Baylor University, in response to allegations of sexual assaults made against students — including by several football players — announced Thursday that football coach Art Briles has been suspended with intent to terminate, and Kenneth Starr will no longer serve as the president but will stay at the school.
Baylor’s actions come after the university’s board of regents received an independent report from a law firm that investigated the school’s response to sexual assault allegations.
“We were horrified by the extent of these acts of sexual violence on our campus. This investigation revealed the University’s mishandling of reports in what should have been a supportive, responsive and caring environment for students,” Richard Willis, chairman of the Baylor board of regents, said in a statement.

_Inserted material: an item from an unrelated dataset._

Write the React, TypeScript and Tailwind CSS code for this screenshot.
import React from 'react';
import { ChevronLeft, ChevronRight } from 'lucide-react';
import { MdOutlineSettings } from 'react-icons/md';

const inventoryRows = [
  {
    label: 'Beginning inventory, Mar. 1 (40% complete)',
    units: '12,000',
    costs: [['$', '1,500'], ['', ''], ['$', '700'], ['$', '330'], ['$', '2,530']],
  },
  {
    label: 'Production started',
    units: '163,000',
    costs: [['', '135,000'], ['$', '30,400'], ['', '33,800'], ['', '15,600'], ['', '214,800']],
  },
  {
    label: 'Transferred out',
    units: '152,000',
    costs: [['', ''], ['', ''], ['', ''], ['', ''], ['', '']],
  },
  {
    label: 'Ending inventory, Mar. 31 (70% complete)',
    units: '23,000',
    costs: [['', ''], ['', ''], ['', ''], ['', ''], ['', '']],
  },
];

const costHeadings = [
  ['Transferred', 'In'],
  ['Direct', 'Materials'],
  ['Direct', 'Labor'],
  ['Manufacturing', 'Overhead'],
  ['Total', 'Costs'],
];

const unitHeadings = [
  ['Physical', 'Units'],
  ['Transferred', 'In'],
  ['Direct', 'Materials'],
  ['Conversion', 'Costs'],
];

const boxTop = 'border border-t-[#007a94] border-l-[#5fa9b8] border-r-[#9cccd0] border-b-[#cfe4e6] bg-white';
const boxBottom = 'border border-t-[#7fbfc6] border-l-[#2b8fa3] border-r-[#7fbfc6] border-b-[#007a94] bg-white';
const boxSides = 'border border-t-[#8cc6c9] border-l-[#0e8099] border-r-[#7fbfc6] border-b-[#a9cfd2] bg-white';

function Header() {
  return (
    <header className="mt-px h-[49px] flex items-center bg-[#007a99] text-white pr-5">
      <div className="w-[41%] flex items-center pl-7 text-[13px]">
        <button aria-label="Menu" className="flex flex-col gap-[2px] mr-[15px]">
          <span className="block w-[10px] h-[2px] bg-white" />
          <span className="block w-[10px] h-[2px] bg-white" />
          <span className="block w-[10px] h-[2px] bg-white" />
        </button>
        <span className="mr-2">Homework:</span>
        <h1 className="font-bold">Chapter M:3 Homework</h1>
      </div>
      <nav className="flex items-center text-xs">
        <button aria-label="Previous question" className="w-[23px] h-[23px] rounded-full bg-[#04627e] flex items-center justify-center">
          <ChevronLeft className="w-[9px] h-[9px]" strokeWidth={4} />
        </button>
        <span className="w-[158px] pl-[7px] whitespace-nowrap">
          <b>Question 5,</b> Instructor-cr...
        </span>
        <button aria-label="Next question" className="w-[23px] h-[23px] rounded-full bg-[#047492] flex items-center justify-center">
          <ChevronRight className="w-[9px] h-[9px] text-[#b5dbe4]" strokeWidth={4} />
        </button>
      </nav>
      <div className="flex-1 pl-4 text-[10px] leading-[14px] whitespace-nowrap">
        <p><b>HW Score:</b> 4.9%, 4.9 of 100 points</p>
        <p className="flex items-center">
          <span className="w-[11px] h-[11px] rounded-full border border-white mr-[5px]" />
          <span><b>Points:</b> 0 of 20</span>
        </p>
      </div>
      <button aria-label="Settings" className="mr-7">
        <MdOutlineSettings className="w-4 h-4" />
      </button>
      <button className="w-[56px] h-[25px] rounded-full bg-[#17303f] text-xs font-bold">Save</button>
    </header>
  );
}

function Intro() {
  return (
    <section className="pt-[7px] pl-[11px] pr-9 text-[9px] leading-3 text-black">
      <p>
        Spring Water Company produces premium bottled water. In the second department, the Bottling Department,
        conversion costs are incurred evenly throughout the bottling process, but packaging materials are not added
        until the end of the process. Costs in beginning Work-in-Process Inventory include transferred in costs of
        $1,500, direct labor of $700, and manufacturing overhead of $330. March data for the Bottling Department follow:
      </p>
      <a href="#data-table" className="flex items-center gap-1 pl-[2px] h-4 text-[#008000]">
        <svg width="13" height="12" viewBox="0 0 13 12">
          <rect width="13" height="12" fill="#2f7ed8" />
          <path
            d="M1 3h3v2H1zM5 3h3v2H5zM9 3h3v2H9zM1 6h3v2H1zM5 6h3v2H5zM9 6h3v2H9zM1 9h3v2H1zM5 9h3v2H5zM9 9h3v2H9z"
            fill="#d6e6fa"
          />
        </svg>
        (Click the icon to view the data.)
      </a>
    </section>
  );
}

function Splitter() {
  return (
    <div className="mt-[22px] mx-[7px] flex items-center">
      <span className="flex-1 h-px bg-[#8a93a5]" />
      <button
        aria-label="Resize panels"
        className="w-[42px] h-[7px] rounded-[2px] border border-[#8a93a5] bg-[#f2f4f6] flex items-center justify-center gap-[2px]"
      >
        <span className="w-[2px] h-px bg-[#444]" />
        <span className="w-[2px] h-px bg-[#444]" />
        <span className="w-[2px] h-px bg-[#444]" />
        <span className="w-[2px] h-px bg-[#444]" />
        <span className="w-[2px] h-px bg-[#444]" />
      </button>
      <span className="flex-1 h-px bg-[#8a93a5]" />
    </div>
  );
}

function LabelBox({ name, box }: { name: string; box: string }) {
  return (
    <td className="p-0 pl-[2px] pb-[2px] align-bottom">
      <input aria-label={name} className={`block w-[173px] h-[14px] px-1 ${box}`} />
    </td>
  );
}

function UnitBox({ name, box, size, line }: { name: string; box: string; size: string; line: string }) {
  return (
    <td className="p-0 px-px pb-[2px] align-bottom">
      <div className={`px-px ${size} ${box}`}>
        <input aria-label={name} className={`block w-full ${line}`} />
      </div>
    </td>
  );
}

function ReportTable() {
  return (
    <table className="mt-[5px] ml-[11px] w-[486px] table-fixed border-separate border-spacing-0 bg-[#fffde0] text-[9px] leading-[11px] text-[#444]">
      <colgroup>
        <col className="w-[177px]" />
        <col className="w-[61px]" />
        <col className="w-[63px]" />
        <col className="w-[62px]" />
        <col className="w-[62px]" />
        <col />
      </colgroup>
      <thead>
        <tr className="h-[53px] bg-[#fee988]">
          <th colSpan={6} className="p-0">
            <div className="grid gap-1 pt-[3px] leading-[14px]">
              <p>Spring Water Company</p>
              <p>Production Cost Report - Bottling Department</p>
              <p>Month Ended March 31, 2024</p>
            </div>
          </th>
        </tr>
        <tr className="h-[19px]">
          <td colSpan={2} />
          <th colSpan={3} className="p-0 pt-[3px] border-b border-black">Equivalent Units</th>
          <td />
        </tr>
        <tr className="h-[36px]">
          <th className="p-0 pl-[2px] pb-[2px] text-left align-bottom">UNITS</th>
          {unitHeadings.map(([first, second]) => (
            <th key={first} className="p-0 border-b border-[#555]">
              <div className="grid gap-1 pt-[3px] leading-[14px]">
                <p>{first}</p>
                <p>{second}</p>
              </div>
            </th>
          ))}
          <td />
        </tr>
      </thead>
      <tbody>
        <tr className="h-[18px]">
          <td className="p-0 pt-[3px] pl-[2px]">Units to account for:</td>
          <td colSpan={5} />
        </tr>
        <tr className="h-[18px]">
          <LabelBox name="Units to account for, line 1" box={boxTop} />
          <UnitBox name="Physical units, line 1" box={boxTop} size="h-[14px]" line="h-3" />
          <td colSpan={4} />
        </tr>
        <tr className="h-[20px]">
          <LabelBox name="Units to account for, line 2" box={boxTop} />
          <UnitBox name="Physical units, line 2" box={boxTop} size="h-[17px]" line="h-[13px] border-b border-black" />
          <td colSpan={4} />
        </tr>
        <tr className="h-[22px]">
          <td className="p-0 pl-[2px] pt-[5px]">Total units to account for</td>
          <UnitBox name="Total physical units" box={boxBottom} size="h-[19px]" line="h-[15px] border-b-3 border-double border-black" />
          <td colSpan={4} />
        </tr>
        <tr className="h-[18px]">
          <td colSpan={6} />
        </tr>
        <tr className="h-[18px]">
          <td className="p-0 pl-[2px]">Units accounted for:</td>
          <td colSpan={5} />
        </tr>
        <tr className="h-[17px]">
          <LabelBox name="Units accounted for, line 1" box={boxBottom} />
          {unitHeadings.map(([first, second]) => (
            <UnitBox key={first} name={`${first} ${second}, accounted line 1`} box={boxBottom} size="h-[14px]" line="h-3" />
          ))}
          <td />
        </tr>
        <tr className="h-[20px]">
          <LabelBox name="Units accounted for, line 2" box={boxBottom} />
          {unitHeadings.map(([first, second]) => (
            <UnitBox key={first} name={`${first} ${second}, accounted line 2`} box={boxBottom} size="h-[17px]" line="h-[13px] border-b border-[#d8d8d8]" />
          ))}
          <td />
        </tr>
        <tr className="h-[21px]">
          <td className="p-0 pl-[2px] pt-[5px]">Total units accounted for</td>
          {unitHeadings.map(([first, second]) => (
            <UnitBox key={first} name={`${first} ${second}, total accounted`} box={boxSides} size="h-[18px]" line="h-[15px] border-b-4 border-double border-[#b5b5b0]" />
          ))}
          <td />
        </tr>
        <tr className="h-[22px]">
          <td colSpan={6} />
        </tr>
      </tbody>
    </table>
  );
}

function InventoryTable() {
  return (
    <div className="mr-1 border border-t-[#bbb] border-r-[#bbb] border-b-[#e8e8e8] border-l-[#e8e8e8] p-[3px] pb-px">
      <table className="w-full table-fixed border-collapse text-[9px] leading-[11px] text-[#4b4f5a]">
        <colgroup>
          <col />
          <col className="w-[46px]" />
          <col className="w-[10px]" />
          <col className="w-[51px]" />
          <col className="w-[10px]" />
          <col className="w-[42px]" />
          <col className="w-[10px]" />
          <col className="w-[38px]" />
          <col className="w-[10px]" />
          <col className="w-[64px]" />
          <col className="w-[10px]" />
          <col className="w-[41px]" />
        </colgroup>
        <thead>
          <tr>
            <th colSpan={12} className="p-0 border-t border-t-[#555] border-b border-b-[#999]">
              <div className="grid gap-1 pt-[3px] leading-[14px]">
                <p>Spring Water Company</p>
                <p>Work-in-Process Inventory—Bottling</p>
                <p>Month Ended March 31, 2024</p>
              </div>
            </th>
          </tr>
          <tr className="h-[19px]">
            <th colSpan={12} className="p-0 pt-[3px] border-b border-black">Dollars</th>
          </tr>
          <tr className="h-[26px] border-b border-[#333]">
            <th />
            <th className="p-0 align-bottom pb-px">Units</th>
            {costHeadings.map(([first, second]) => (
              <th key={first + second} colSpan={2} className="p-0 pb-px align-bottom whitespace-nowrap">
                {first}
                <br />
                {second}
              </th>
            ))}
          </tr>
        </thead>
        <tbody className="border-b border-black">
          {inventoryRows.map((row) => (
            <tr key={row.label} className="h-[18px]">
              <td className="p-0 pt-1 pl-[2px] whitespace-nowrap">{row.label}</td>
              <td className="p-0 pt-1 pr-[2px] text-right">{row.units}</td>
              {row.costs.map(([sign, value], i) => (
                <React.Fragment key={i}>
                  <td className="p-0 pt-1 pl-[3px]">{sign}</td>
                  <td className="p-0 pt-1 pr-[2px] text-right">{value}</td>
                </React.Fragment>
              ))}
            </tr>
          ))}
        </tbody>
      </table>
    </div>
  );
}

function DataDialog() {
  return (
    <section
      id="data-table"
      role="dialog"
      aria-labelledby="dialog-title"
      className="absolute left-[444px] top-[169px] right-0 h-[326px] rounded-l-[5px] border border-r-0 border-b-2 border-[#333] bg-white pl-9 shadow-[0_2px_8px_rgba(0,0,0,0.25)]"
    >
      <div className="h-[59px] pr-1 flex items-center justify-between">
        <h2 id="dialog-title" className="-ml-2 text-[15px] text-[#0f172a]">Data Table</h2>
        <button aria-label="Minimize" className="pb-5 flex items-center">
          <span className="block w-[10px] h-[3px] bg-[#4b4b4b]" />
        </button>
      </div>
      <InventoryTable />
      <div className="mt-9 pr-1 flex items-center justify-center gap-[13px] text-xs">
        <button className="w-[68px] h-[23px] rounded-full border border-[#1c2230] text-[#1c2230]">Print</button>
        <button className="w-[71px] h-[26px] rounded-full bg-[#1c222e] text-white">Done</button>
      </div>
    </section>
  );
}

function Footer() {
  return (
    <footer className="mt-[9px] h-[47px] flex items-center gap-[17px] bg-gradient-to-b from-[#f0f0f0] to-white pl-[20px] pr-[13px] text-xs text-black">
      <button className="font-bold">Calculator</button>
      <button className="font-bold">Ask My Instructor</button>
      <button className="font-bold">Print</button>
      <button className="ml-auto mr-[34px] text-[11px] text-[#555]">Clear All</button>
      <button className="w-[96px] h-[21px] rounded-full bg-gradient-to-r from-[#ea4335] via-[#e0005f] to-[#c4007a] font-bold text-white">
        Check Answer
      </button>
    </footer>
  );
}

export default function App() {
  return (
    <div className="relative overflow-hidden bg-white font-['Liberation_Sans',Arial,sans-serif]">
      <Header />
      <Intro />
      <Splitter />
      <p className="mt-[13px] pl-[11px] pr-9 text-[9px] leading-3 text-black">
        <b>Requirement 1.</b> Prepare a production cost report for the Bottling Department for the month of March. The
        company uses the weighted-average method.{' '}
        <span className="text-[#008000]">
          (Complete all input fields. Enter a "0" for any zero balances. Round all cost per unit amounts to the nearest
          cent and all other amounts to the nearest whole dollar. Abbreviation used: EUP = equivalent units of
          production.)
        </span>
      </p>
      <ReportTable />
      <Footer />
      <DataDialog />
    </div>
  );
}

“The depth to which these acts occurred shocked and outraged us. Our students and their families deserve more, and we have committed our full attention to improving our processes, establishing accountability and ensuring appropriate actions are taken to support former, current and future students.”

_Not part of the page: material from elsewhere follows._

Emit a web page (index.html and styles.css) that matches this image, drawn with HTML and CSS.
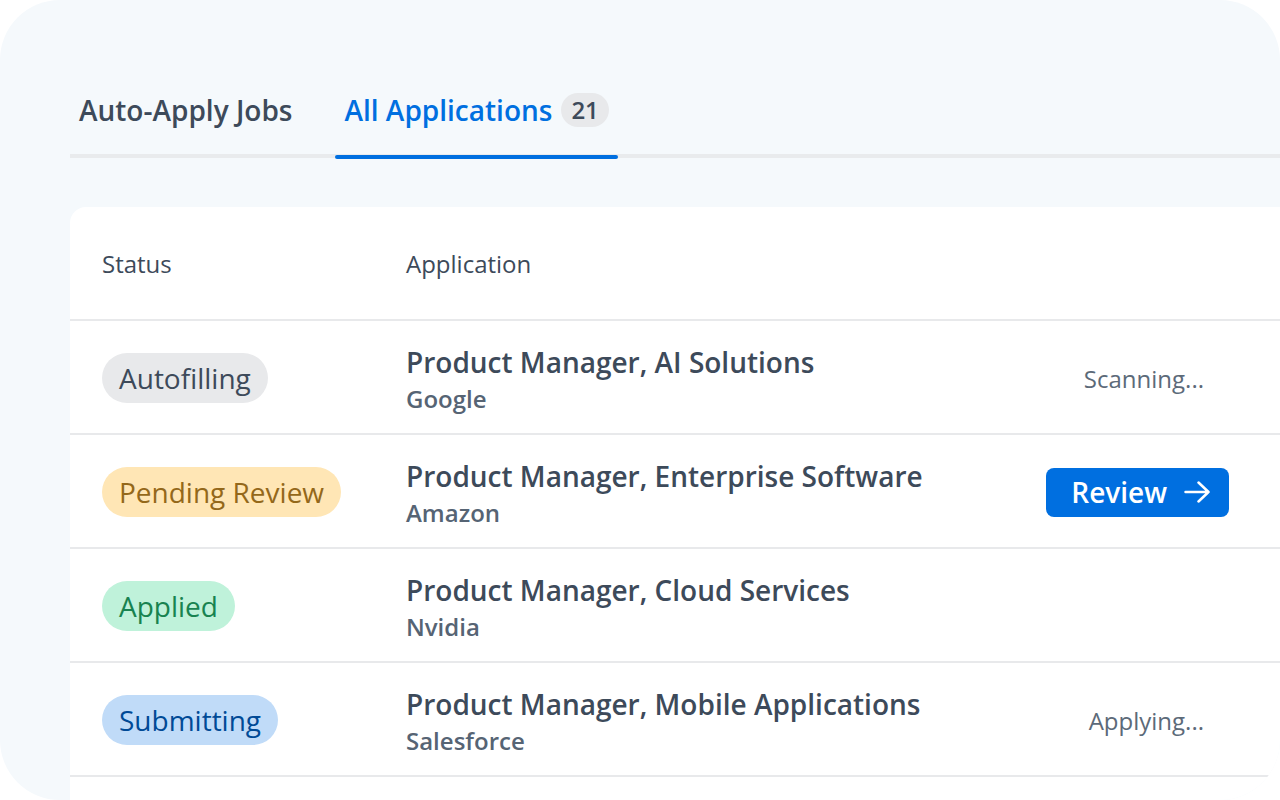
FILE: index.html
```html
<!DOCTYPE html>
<html lang="en">
<head>
  <meta charset="UTF-8" />
  <meta name="viewport" content="width=device-width, initial-scale=1.0"/>
  <title>All Applications</title>
  <link rel="stylesheet" href="styles.css">
</head>
<body>

  <main class="panel">
    <nav class="tabs">
      <a class="tab" href="#auto-apply">Auto-Apply Jobs</a>
      <a class="tab active" href="#all">All Applications <span class="count">21</span></a>
    </nav>

    <div class="card">
      <table class="applications">
        <thead>
          <tr>
            <th class="col-status">Status</th>
            <th>Application</th>
            <th class="col-action"></th>
          </tr>
        </thead>
        <tbody>
          <tr>
            <td><span class="pill autofilling">Autofilling</span></td>
            <td class="job">
              <div class="title">Product Manager, AI Solutions</div>
              <div class="company">Google</div>
            </td>
            <td class="action"><span class="progress">Scanning...</span></td>
          </tr>
          <tr>
            <td><span class="pill pending">Pending Review</span></td>
            <td class="job">
              <div class="title">Product Manager, Enterprise Software</div>
              <div class="company">Amazon</div>
            </td>
            <td class="action">
              <button class="review" type="button">
                Review
                <svg width="26" height="24" viewBox="0 0 26 24" fill="none" stroke="#fff" stroke-width="2.5" stroke-linecap="round" stroke-linejoin="round" aria-hidden="true">
                  <path d="M1.5 12H24.5M14.5 2.5L24.5 12L14.5 21.5"/>
                </svg>
              </button>
            </td>
          </tr>
          <tr>
            <td><span class="pill applied">Applied</span></td>
            <td class="job">
              <div class="title">Product Manager, Cloud Services</div>
              <div class="company">Nvidia</div>
            </td>
            <td></td>
          </tr>
          <tr>
            <td><span class="pill submitting">Submitting</span></td>
            <td class="job">
              <div class="title">Product Manager, Mobile Applications</div>
              <div class="company">Salesforce</div>
            </td>
            <td class="action"><span class="progress">Applying...</span></td>
          </tr>
        </tbody>
      </table>
    </div>
  </main>

</body>
</html>
```
FILE: styles.css
```css
body {
  font-family: "Open Sans", sans-serif;
  margin: 0;
  background: #fff;
  color: #3d4a5a;
}
.panel {
  box-sizing: border-box;
  height: 100vh;
  padding: 80px 0 0 70px;
  background: #f5f9fc;
  border-radius: 60px;
  overflow: hidden;
}
.tabs {
  display: flex;
  gap: 34px;
  margin-bottom: 49px;
  border-bottom: 4px solid #e9ebed;
}
.tab {
  display: flex;
  align-items: center;
  gap: 9px;
  height: 60px;
  padding: 0 9px 14px;
  color: #3d4a5a;
  font-size: 28px;
  font-weight: 600;
  text-decoration: none;
}
.tab.active {
  position: relative;
  color: #006fe0;
}
.tab.active::after {
  content: "";
  position: absolute;
  left: 0;
  right: 0;
  bottom: -5px;
  height: 4px;
  border-radius: 2px;
  background: #006fe0;
}
.count {
  padding: 0 10px;
  border-radius: 17px;
  background: #e8e9eb;
  color: #3d4a5a;
  font-size: 24px;
  line-height: 34px;
}
.card {
  min-height: 100%;
  background: #fff;
  border-radius: 16px 0 0 0;
}
.applications {
  width: 100%;
  border-collapse: separate;
  border-spacing: 0;
  text-align: left;
}
th, td {
  box-sizing: border-box;
  height: 114px;
  padding: 0 32px;
  border-bottom: 2px solid #e8e9eb;
  white-space: nowrap;
}
td {
  padding-top: 2px;
}
th {
  font-size: 24px;
  font-weight: 400;
}
.col-status {
  width: 304px;
}
.col-action {
  width: 280px;
}
.pill {
  display: inline-block;
  padding: 0 17px;
  border-radius: 25px;
  font-size: 28px;
  line-height: 50px;
}
.autofilling {
  background: #e8e9eb;
}
.pending {
  background: #ffe6b5;
  color: #94681a;
}
.applied {
  background: #bff2da;
  color: #188350;
}
.submitting {
  background: #c0dbf8;
  color: #004a96;
}
.job {
  padding-top: 6px;
}
.title {
  font-size: 28px;
  font-weight: 600;
  line-height: 38px;
}
.company {
  color: #566474;
  font-size: 24px;
  font-weight: 600;
  line-height: 36px;
}
.action {
  padding-right: 51px;
  text-align: right;
}
.progress {
  padding-right: 25px;
  color: #5c6a79;
  font-size: 24px;
}
.review {
  display: inline-flex;
  align-items: center;
  gap: 17px;
  height: 49px;
  padding: 0 19px 0 25px;
  border: none;
  border-radius: 8px;
  background: #006fe0;
  color: #fff;
  font-family: inherit;
  font-size: 28px;
  font-weight: 600;
  cursor: pointer;
}
```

Starr will transition into a role as chancellor and remain as a law school professor. Starr’s duties as chancellor will include external fundraising and religious liberty; he will have no operational duties at the university.
Athletic director Ian McCaw was sanctioned and placed on probation. He is working to find an interim football coach, according to Richard Willis, who is a member of Baylor’s Board of Regents.
Dr. David Garland, a former dean and professor at Baylor’s George W. Truett Theological Seminary, will serve as interim president. The school said in the release that additional members of the administration and athletics program have also been dismissed but declined to identify them.
Baylor officials said in a news release that the school had hired a New York law firm to contact the NCAA about potential rules violations.
A copy of the report is here, and Baylor’s press release announcing their actions is here. I have no sympathy for Art Briles, and I hope he never coaches again anywhere. Let him spend the rest of his life regretting his actions, or lack of same. And as you read the zillions of stories on the Internet about this, please spare a thought for the victims of those uninvestigated assaults, and give the stories that spend any time contemplating what this means to the Bears’ football fortunes the contempt they deserve. If you need a little extra focus for that, or just a reminder of how we got here, go read this Texas Monthly story from last August, and this Outside the Lines report from last week. Think Progress, Texas Monthly, Martin Longman, and Deadspin’s Diana Moscovitz, who is not impressed, have more.
You’d think Baylor would have learned from the basketball program in the 2000’s, and the junior college transfer disaster. Hey, do you want kids with good Christian values playing, or do you want to win? Baylor made its choice. They brought this upon themselves.
Funny, I don’t remember this kind of problem when Grant Taff was at the helm. Funny.